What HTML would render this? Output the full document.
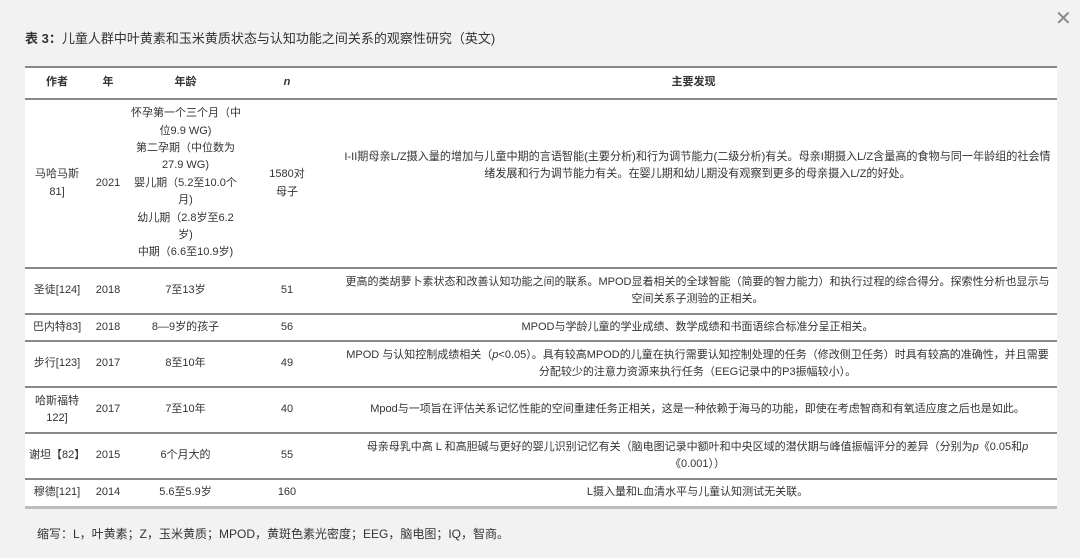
<!DOCTYPE html>
<html><head><meta charset="utf-8"><style>
body{margin:0;width:1080px;height:558px;background:#f2f2f2;font-family:"Liberation Sans","Noto Sans CJK SC",sans-serif;color:#333;position:relative;overflow:hidden}
.title{position:absolute;left:25px;top:28px;font-size:13px;color:#333}
.x{position:absolute;left:1055px;top:6px;font-size:20px;color:#888}
.wrap{position:absolute;left:25px;top:66px;width:1032px;background:#fff;border-top:2px solid #888;border-bottom:3px solid #bbb}
table{border-collapse:collapse;width:100%;font-size:11px;line-height:17.4px;table-layout:fixed}
td,th{text-align:center;vertical-align:middle;padding:0 4px;overflow:hidden}
th{font-weight:bold;height:30px;border-bottom:2px solid #888}
td{border-bottom:2px solid #888}
td.f{padding:0 4px 0 12px}
tr:last-child td{border-bottom:none}
.nw{white-space:nowrap}
.foot{position:absolute;left:37px;top:525px;font-size:12px;color:#333}
</style></head><body>
<div class="title"><b>表 3：</b>儿童人群中叶黄素和玉米黄质状态与认知功能之间关系的观察性研究（英文)</div>
<div class="x">✕</div>
<div class="wrap"><table>
<colgroup><col style="width:64px"><col style="width:38px"><col style="width:117px"><col style="width:86px"><col></colgroup>
<tr><th>作者</th><th>年</th><th>年龄</th><th><i>n</i></th><th>主要发现</th></tr>
<tr><td style="height:167px">马哈马斯<br>81]</td><td>2021</td><td class="nw">怀孕第一个三个月（中<br>位9.9 WG)<br>第二孕期（中位数为<br>27.9 WG)<br>婴儿期（5.2至10.0个<br>月)<br>幼儿期（2.8岁至6.2<br>岁)<br>中期（6.6至10.9岁)</td><td>1580对<br>母子</td><td class="f" style="font-size:11.1px">I-II期母亲L/Z摄入量的增加与儿童中期的言语智能(主要分析)和行为调节能力(二级分析)有关。母亲I期摄入L/Z含量高的食物与同一年龄组的社会情绪发展和行为调节能力有关。在婴儿期和幼儿期没有观察到更多的母亲摄入L/Z的好处。<br><br><br></td></tr>
<tr><td style="height:44px">圣徒[124]</td><td>2018</td><td>7至13岁</td><td>51</td><td class="f">更高的类胡萝卜素状态和改善认知功能之间的联系。MPOD显着相关的全球智能（简要的智力能力）和执行过程的综合得分。探索性分析也显示与空间关系子测验的正相关。</td></tr>
<tr><td style="height:25px">巴内特83]</td><td>2018</td><td>8—9岁的孩子</td><td>56</td><td class="f">MPOD与学龄儿童的学业成绩、数学成绩和书面语综合标准分呈正相关。</td></tr>
<tr><td style="height:44px">步行[123]</td><td>2017</td><td>8至10年</td><td>49</td><td class="f">MPOD 与认知控制成绩相关（<i>p</i>&lt;0.05）。具有较高MPOD的儿童在执行需要认知控制处理的任务（修改侧卫任务）时具有较高的准确性，并且需要分配较少的注意力资源来执行任务（EEG记录中的P3振幅较小）。</td></tr>
<tr><td style="height:44px">哈斯福特<br>122]</td><td>2017</td><td>7至10年</td><td>40</td><td class="f">Mpod与一项旨在评估关系记忆性能的空间重建任务正相关，这是一种依赖于海马的功能，即使在考虑智商和有氧适应度之后也是如此。</td></tr>
<tr><td style="height:44px">谢坦【82】</td><td>2015</td><td>6个月大的</td><td>55</td><td class="f">母亲母乳中高 L 和高胆碱与更好的婴儿识别记忆有关（脑电图记录中额叶和中央区域的潜伏期与峰值振幅评分的差异（分别为<i>p</i>《0.05和<i>p</i><br>《0.001））</td></tr>
<tr><td style="height:26px">穆德[121]</td><td>2014</td><td>5.6至5.9岁</td><td>160</td><td class="f">L摄入量和L血清水平与儿童认知测试无关联。</td></tr>
</table></div>
<div class="foot">缩写：L，叶黄素；Z，玉米黄质；MPOD，黄斑色素光密度；EEG，脑电图；IQ，智商。</div>
</body></html>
──────
### EXERCISE
Copy out every line of the material above exactly, skipping the pictures.

### RESULT FOR THIS EXERCISE
What HTML would render this? Output the full document.
<!DOCTYPE html>
<html><head><meta charset="utf-8"><style>
body{margin:0;width:1080px;height:558px;background:#f2f2f2;font-family:"Liberation Sans","Noto Sans CJK SC",sans-serif;color:#333;position:relative;overflow:hidden}
.title{position:absolute;left:25px;top:28px;font-size:13px;color:#333}
.x{position:absolute;left:1055px;top:6px;font-size:20px;color:#888}
.wrap{position:absolute;left:25px;top:66px;width:1032px;background:#fff;border-top:2px solid #888;border-bottom:3px solid #bbb}
table{border-collapse:collapse;width:100%;font-size:11px;line-height:17.4px;table-layout:fixed}
td,th{text-align:center;vertical-align:middle;padding:0 4px;overflow:hidden}
th{font-weight:bold;height:30px;border-bottom:2px solid #888}
td{border-bottom:2px solid #888}
td.f{padding:0 4px 0 12px}
tr:last-child td{border-bottom:none}
.nw{white-space:nowrap}
.foot{position:absolute;left:37px;top:525px;font-size:12px;color:#333}
</style></head><body>
<div class="title"><b>表 3：</b>儿童人群中叶黄素和玉米黄质状态与认知功能之间关系的观察性研究（英文)</div>
<div class="x">✕</div>
<div class="wrap"><table>
<colgroup><col style="width:64px"><col style="width:38px"><col style="width:117px"><col style="width:86px"><col></colgroup>
<tr><th>作者</th><th>年</th><th>年龄</th><th><i>n</i></th><th>主要发现</th></tr>
<tr><td style="height:167px">马哈马斯<br>81]</td><td>2021</td><td class="nw">怀孕第一个三个月（中<br>位9.9 WG)<br>第二孕期（中位数为<br>27.9 WG)<br>婴儿期（5.2至10.0个<br>月)<br>幼儿期（2.8岁至6.2<br>岁)<br>中期（6.6至10.9岁)</td><td>1580对<br>母子</td><td class="f" style="font-size:11.1px">I-II期母亲L/Z摄入量的增加与儿童中期的言语智能(主要分析)和行为调节能力(二级分析)有关。母亲I期摄入L/Z含量高的食物与同一年龄组的社会情绪发展和行为调节能力有关。在婴儿期和幼儿期没有观察到更多的母亲摄入L/Z的好处。<br><br><br></td></tr>
<tr><td style="height:44px">圣徒[124]</td><td>2018</td><td>7至13岁</td><td>51</td><td class="f">更高的类胡萝卜素状态和改善认知功能之间的联系。MPOD显着相关的全球智能（简要的智力能力）和执行过程的综合得分。探索性分析也显示与空间关系子测验的正相关。</td></tr>
<tr><td style="height:25px">巴内特83]</td><td>2018</td><td>8—9岁的孩子</td><td>56</td><td class="f">MPOD与学龄儿童的学业成绩、数学成绩和书面语综合标准分呈正相关。</td></tr>
<tr><td style="height:44px">步行[123]</td><td>2017</td><td>8至10年</td><td>49</td><td class="f">MPOD 与认知控制成绩相关（<i>p</i>&lt;0.05）。具有较高MPOD的儿童在执行需要认知控制处理的任务（修改侧卫任务）时具有较高的准确性，并且需要分配较少的注意力资源来执行任务（EEG记录中的P3振幅较小）。</td></tr>
<tr><td style="height:44px">哈斯福特<br>122]</td><td>2017</td><td>7至10年</td><td>40</td><td class="f">Mpod与一项旨在评估关系记忆性能的空间重建任务正相关，这是一种依赖于海马的功能，即使在考虑智商和有氧适应度之后也是如此。</td></tr>
<tr><td style="height:44px">谢坦【82】</td><td>2015</td><td>6个月大的</td><td>55</td><td class="f">母亲母乳中高 L 和高胆碱与更好的婴儿识别记忆有关（脑电图记录中额叶和中央区域的潜伏期与峰值振幅评分的差异（分别为<i>p</i>《0.05和<i>p</i><br>《0.001））</td></tr>
<tr><td style="height:26px">穆德[121]</td><td>2014</td><td>5.6至5.9岁</td><td>160</td><td class="f">L摄入量和L血清水平与儿童认知测试无关联。</td></tr>
</table></div>
<div class="foot">缩写：L，叶黄素；Z，玉米黄质；MPOD，黄斑色素光密度；EEG，脑电图；IQ，智商。</div>
</body></html>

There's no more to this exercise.